Making difficult business decisions in tough economic times is understandable, but leading oil and gas companies such as Shell should be taking a broader, long-term leadership role in the development of renewable and sustainable energy sources. IUCN hopes that the company re-assesses its energy investment portfolio in the near future.
See also the last update about this on the IUCN website.
Biofuels
IUCN encourages prudence in biofuel development. Well managed biofuel cultivation and production can provide incentives for biodiversity conservation, promote rural development, reduce dependency on fossil fuels, and provide lower carbon energy alternatives.
However many types of biofuels, particularly based on current generation technologies, pose risks to biodiversity, ecosystems and livelihoods – through deforestation, soil erosion, water pollution and heightened risk of invasive species, as well as through indirect impacts such as effects on land use and food security, and increased greenhouse gases.
Hence Shell’s focus on biofuels makes it even more important that IUCN continues its work with the company on making biofuels more sustainable through the development of robust standards, regulatory frameworks and practical tools. This applies to biofuel sources developed by Shell, and the wider biofuel sector.
In particular, the Roundtable on Sustainable Biofuels is a multi-stakeholder initiative in which both Shell and IUCN are active members. The Roundtable has recently released draft principles and guidelines for more sustainable biofuel developments. IUCN and Shell are hosting a joint workshop at the end of May to identify practical tools and approaches for implementing such principles and good practices along a biofuel value chain.
Oil sands
IUCN, and many of our member organizations, would prefer that oil not be extracted from oil sands because of the high amounts of energy, carbon and water used in extraction, and the relative inexperience with ecosystem rehabilitation following mining.
IUCN works with Shell in various places and operations around the world.
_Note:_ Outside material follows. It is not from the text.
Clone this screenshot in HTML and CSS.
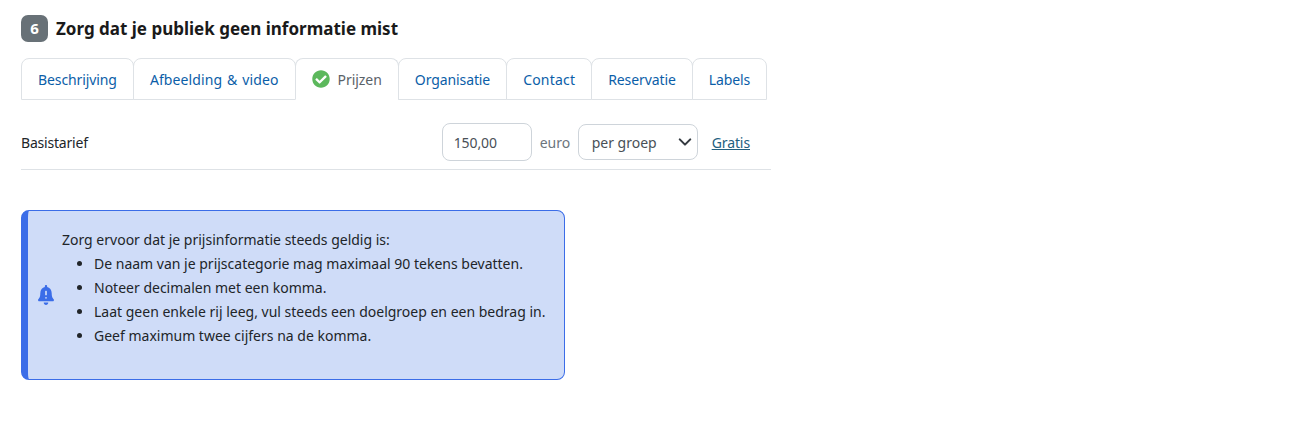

The choice is primarily dependent on the level of impact IUCN can have in changing Shell’s operations to enhance positive, or reduce negative, impacts on biodiversity, and how this can ultimately drive change in the wider sector. IUCN does not work with Shell on any oil sands related projects.
Nigeria
The environmental and social impacts of Shell’s operations in Nigeria continue to be of concern to IUCN and many of our member organizations. We are however working with Shell on biodiversity issues in relation to their operations in Nigeria, with the aim of reducing its environmental footprint in that country.
The IUCN-Shell relationship
IUCN’s mission is to influence, encourage and assist societies throughout the world to conserve the integrity and diversity of nature and to ensure that any use of natural resources is equitable and ecologically sustainable.
Most societies include public, civil society and private sectors. Billions of people around the world work in the private sector, business is a key driver of social and economic growth, and business has enormous impacts on biodiversity. If IUCN is to influence societies, we must influence business.
The same principle applies to the oil and gas sector. Almost all societies have developed over the past century on the foundation of readily available and relatively cheap oil and gas. Despite the urgent need to address climate change, humankind is not going to stop using this type of energy tomorrow. IUCN therefore should try and influence the oil and gas sector in places where we can effect change.
As for almost all of IUCN’s business partnerships, we work with sector leaders who have demonstrated that they are open to, and will, change operations to reduce their impact on, or benefit, biodiversity.
While IUCN does not agree with everything Shell does, the company has shown a willingness to change its operations in order to reduce potential impacts on biodiversity, and to be relatively open and transparent about its sustainability engagements.
IUCN continuously assesses its relationship with Shell, the results we achieve, and the change we effect. If we do not continue to produce results, then the relationship will end.
IUCN and Shell do not agree on everything. But while there is some overlap in how both organizations see the future, and some overlap in how to get there, IUCN should work with Shell in places and on projects where biodiversity, and the humans that depend on it, will benefit.